I did a 57 lincoln with a 4 inch chop and you need to take over half off the bottom corners to lean the glass back enough to touch the top pinch weld. doing that make the glass narrow and you need to split and widen the A-pillars. I've seen the two windshields split v butted really looks bad
If a poll/survey could be taken of all the people who bought chopped, curved windshield cars without glass... well, It won't happen because pride would prevent them from participating. Noname, excellent explanation of how the roof curve changes as we go down the surface of the windshield. Hadn't thought of that part before.
How many cars have YOU chopped or done serious modifications on? You'll need more skills to fix someones fuck up than you'd need to chop one yourself.
This is why bubble top customs were invented. If you can get it cheap enough and want to have a go at fitting a glass windshield. Get a windshield and cover it with fibreglass to make a duplicate you can cut up. Then, trim and cut the fibreglass until it fits or as close as you can get it then modify the body to fit the windshield. When you are done the fibreglass makes a pattern to cut the windshield.
Check TX vehicle code, but I bet Lexan won't pass. Fast forward when the car is painted and fully finished. You get pulled over and are cited. Now you're really screwed. Only way I'd consider buying is if you have the ability to set a stock windshield (does the owner still have it?) on the cowl and see if it will cover the windshield opening so you can have a glass man cut it. If not, then run-NO price is good and rechopping is more work than starting fresh with a stock car.

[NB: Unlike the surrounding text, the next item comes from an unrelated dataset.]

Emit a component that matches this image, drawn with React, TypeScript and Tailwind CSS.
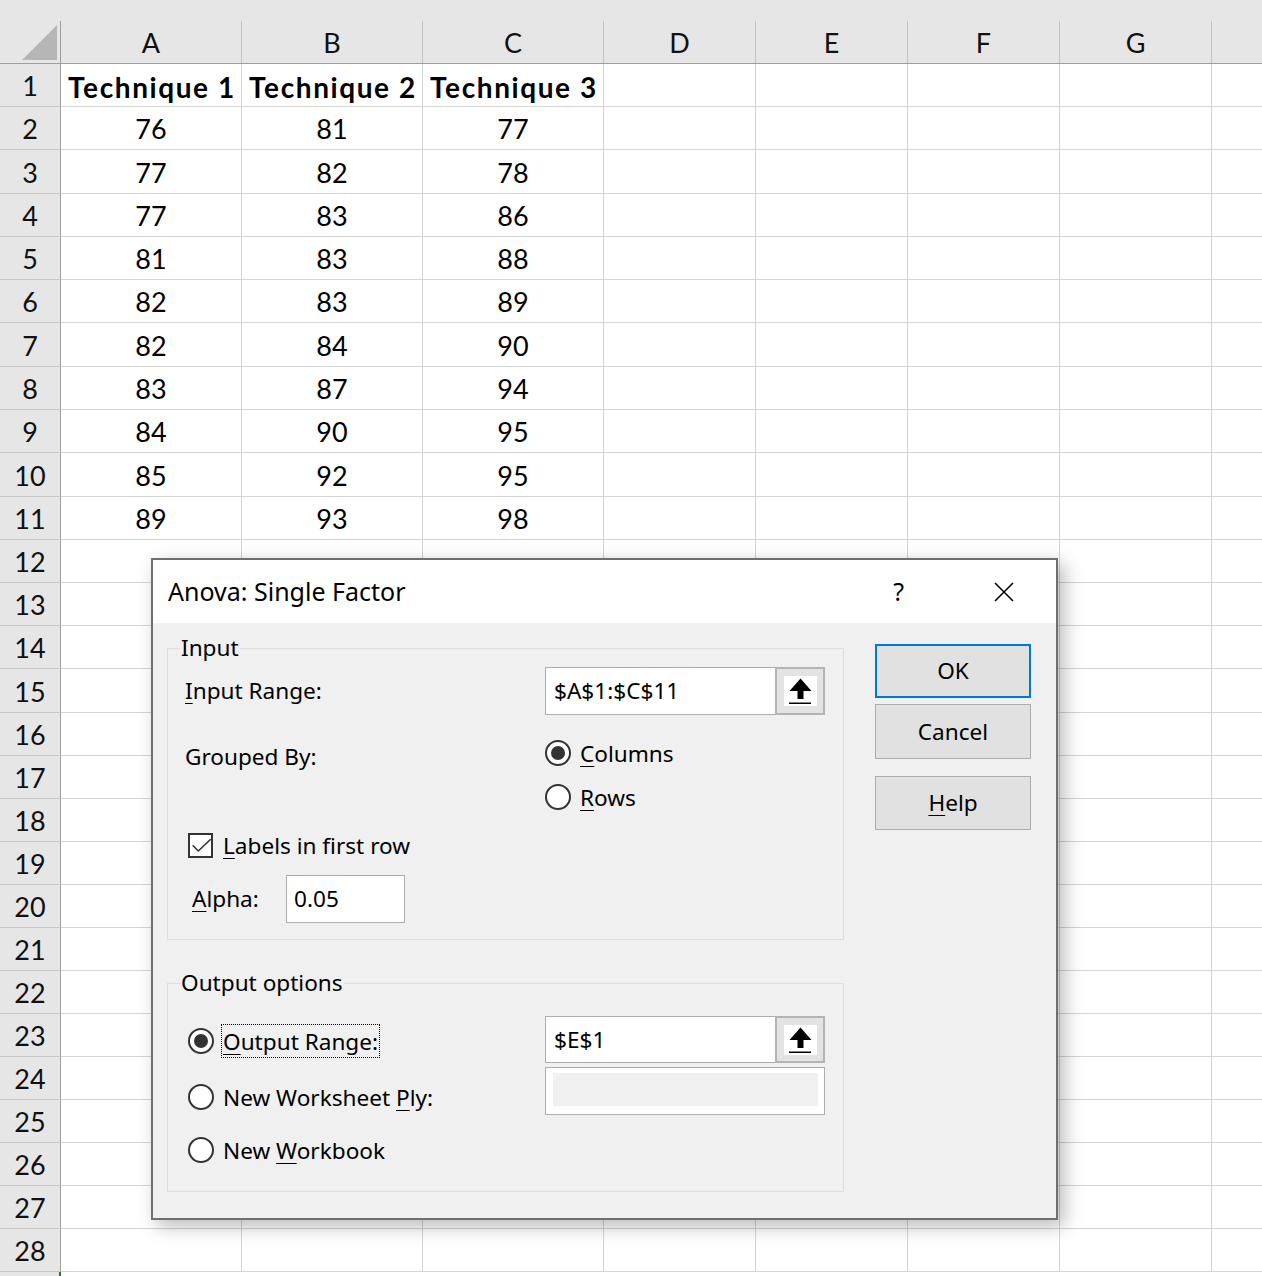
import React from "react";

const COLS = [
  { l: "A", w: "w-[181px]" },
  { l: "B", w: "w-[181px]" },
  { l: "C", w: "w-[181px]" },
  { l: "D", w: "w-[152px]" },
  { l: "E", w: "w-[152px]" },
  { l: "F", w: "w-[152px]" },
  { l: "G", w: "w-[152px]" },
];

const H43 = "h-[43px]";
const H44 = "h-[44px]";
const ROW_H = [
  H43, H43, H44, H43, H43, H43, H44, H43, H43, H44, H43, H43, H43, H43, H44,
  H43, H43, H43, H43, H43, H43, H43, H43, H43, H43, H43, H43, H43,
];

const DATA: string[][] = [
  ["Technique 1", "Technique 2", "Technique 3"],
  ["76", "81", "77"],
  ["77", "82", "78"],
  ["77", "83", "86"],
  ["81", "83", "88"],
  ["82", "83", "89"],
  ["82", "84", "90"],
  ["83", "87", "94"],
  ["84", "90", "95"],
  ["85", "92", "95"],
  ["89", "93", "98"],
];

const cellFont = { fontFamily: "Lato, 'Liberation Sans', sans-serif" };
const dlgFont = { fontFamily: "'Noto Sans', 'Open Sans', sans-serif" };

function U({ children }: { children: React.ReactNode }) {
  return <span className="underline decoration-1 underline-offset-[4px]">{children}</span>;
}

function Radio({ checked }: { checked?: boolean }) {
  return (
    <span className="flex h-[26px] w-[26px] shrink-0 items-center justify-center rounded-full border-2 border-[#333333] bg-white">
      {checked && <span className="h-[14px] w-[14px] rounded-full bg-[#333333]" />}
    </span>
  );
}

function RefButton() {
  return (
    <div className="flex h-full w-[50px] items-center justify-center border-2 border-[#b4b4b4] bg-[#e3e3e3]">
      <div className="flex h-[30px] w-[33px] items-center justify-center bg-white">
        <svg width="33" height="30" viewBox="0 0 33 30">
          <polygon points="16.5,2.5 5.5,15 13.5,15 13.5,23 19.5,23 19.5,15 27.5,15" fill="#000" />
          <rect x="5" y="26.5" width="22" height="1.5" fill="#000" />
        </svg>
      </div>
    </div>
  );
}

function Spreadsheet() {
  return (
    <div className="w-[1262px] bg-white" style={cellFont}>
      {/* column header */}
      <div className="flex h-[64px] border-b border-[#9e9e9e] bg-[#e6e6e6] pt-[21px]">
        <div className="relative h-[42px] w-[61px] shrink-0 border-r border-[#9e9e9e]">
          <svg className="absolute left-0 top-[-21px]" width="60" height="63" viewBox="0 0 60 63">
            <polygon points="22,60 57,60 57,25" fill="#b6b6b6" />
          </svg>
        </div>
        {COLS.map((c) => (
          <div
            key={c.l}
            className={`${c.w} flex h-[42px] shrink-0 items-center justify-center border-r border-[#c4c4c4] pt-[3px] text-[27px] text-[#111]`}
          >
            {c.l}
          </div>
        ))}
        <div className="h-[42px] flex-1" />
      </div>
      {/* rows */}
      {ROW_H.map((h, i) => {
        const row = DATA[i];
        return (
          <div key={i} className={`flex ${h}`}>
            <div className="flex w-[61px] shrink-0 items-center justify-center border-b border-r border-b-[#c8c8c8] border-r-[#9e9e9e] bg-[#e6e6e6] pt-[3px] text-[27px] text-[#111]">
              {i + 1}
            </div>
            {COLS.map((c, j) => (
              <div
                key={c.l}
                className={`${c.w} flex shrink-0 items-center justify-center border-b border-r border-[#d4d4d4] pt-[3px] text-black ${
                  i === 0 ? "pl-[2px] text-[28px] font-bold tracking-[1.6px]" : "text-[27px]"
                }`}
              >
                {row && j < 3 ? row[j] : ""}
              </div>
            ))}
            <div className="flex-1 border-b border-[#d4d4d4]" />
          </div>
        );
      })}
      <div className="flex h-[5px]">
        <div className="w-[59px] bg-[#e6e6e6]" />
        <div className="w-[2px] bg-[#217346]" />
        <div className="flex-1 bg-white" />
      </div>
    </div>
  );
}

function Dialog() {
  return (
    <div
      className="absolute left-[151px] top-[558px] flex h-[662px] w-[907px] flex-col border-2 border-[#6f6f6f] bg-[#f0f0f0] text-[22.6px] text-black shadow-[6px_6px_18px_rgba(0,0,0,0.28)]"
      style={dlgFont}
    >
      {/* title bar */}
      <div className="flex h-[63px] shrink-0 items-center bg-white pl-[15px]">
        <span className="pt-[1px] text-[25px]">Anova: Single Factor</span>
        <span className="ml-auto mr-[90px] text-[25px]">?</span>
        <svg className="mr-[42px]" width="20" height="20" viewBox="0 0 20 20">
          <path d="M1 1 L19 19 M19 1 L1 19" stroke="#000" strokeWidth="1.6" />
        </svg>
      </div>
      {/* body */}
      <div className="flex flex-1 pl-[14px]">
        <div className="w-[677px] shrink-0 pt-[25px]">
          {/* Input group */}
          <div className="relative h-[292px] border border-[#dcdcdc]">
            <span className="absolute left-[12px] top-[-16px] bg-[#f0f0f0] px-[1px] leading-[30px]">Input</span>
            <div className="pt-[18px]">
              <div className="flex h-[48px] items-center">
                <div className="w-[377px] pl-[17px]">
                  <U>I</U>nput Range:
                </div>
                <div className="flex h-[48px] w-[280px]">
                  <div className="flex flex-1 items-center border-y border-l border-[#adadad] bg-white pl-[8px]">
                    $A$1:$C$11
                  </div>
                  <RefButton />
                </div>
              </div>
              <div className="mt-[16px] flex">
                <div className="w-[377px] pl-[17px] pt-[11px] leading-[30px]">Grouped By:</div>
                <div className="flex flex-col">
                  <div className="flex h-[44px] items-center gap-[9px]">
                    <Radio checked />
                    <span className="pt-[2px]">
                      <U>C</U>olumns
                    </span>
                  </div>
                  <div className="flex h-[44px] items-center gap-[9px]">
                    <Radio />
                    <span className="pt-[2px]">
                      <U>R</U>ows
                    </span>
                  </div>
                </div>
              </div>
              <div className="mt-[4px] flex h-[44px] items-center pl-[20px]">
                <span className="flex h-[25px] w-[25px] items-center justify-center border-2 border-[#333333] bg-white">
                  <svg width="21" height="21" viewBox="0 0 21 21">
                    <path d="M2.7 10.3 L8.3 16 L20.7 4.3" fill="none" stroke="#333" strokeWidth="1.6" />
                  </svg>
                </span>
                <span className="ml-[10px] pt-[2px]">
                  <U>L</U>abels in first row
                </span>
              </div>
              <div className="mt-[8px] flex h-[48px] items-center">
                <div className="w-[118px] pl-[24px]">
                  <U>A</U>lpha:
                </div>
                <div className="flex h-[48px] w-[119px] items-center border border-[#adadad] bg-white pl-[7px]">
                  0.05
                </div>
              </div>
            </div>
          </div>
          {/* Output group */}
          <div className="relative mt-[43px] flex h-[209px] border border-[#dcdcdc]">
            <span className="absolute left-[12px] top-[-16px] bg-[#f0f0f0] px-[1px] leading-[30px]">Output options</span>
            <div className="w-[377px] pl-[20px] pt-[40px]">
              <div className="flex h-[34px] items-center">
                <Radio checked />
                <span className="ml-[7px] flex h-[34px] items-center border border-dotted border-black px-[1px] pt-[1px]">
                  <U>O</U>utput Range:
                </span>
              </div>
              <div className="mt-[22px] flex h-[34px] items-center">
                <Radio />
                <span className="ml-[9px] pt-[1px]">
                  New Worksheet <U>P</U>ly:
                </span>
              </div>
              <div className="mt-[19px] flex h-[34px] items-center">
                <Radio />
                <span className="ml-[9px] pt-[1px]">
                  New <U>W</U>orkbook
                </span>
              </div>
            </div>
            <div className="w-[280px] pt-[32px]">
              <div className="flex h-[47px]">
                <div className="flex flex-1 items-center border-y border-l border-[#adadad] bg-white pl-[8px]">$E$1</div>
                <RefButton />
              </div>
              <div className="mt-[4px] h-[48px] border border-[#adadad] bg-white pl-[7px] pt-[5px]">
                <div className="h-[33px] w-[265px] bg-[#f0f0f0]" />
              </div>
            </div>
          </div>
        </div>
        {/* buttons */}
        <div className="ml-[31px] flex w-[156px] flex-col pt-[21px]">
          <div className="flex h-[54px] items-center justify-center border-2 border-[#0078d7] bg-[#e1e1e1]">OK</div>
          <div className="mt-[6px] flex h-[55px] items-center justify-center border border-[#adadad] bg-[#e1e1e1]">
            Cancel
          </div>
          <div className="mt-[17px] flex h-[54px] items-center justify-center border border-[#adadad] bg-[#e1e1e1]">
            <span>
              <U>H</U>elp
            </span>
          </div>
        </div>
      </div>
    </div>
  );
}

export default function App() {
  return (
    <div className="relative h-[1276px] w-[1262px] overflow-hidden bg-white">
      <Spreadsheet />
      <Dialog />
    </div>
  );
}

this was 01/2012 I talked with Ron Lubsen of Desman Corp.in SC. 864-225-2580 What an education I received on glass. You supply an exact pattern , they will make a mold of that pattern and craft the windshield to that mold. He said $1200.00 - $1500.00
I know of a 1961 2-door Imperial for sale that the owner says is complete and priced at $1900 dollars...except for one thing. Its been chopped! and guess what, no glass has been put in. Wonder why. They just killed that car.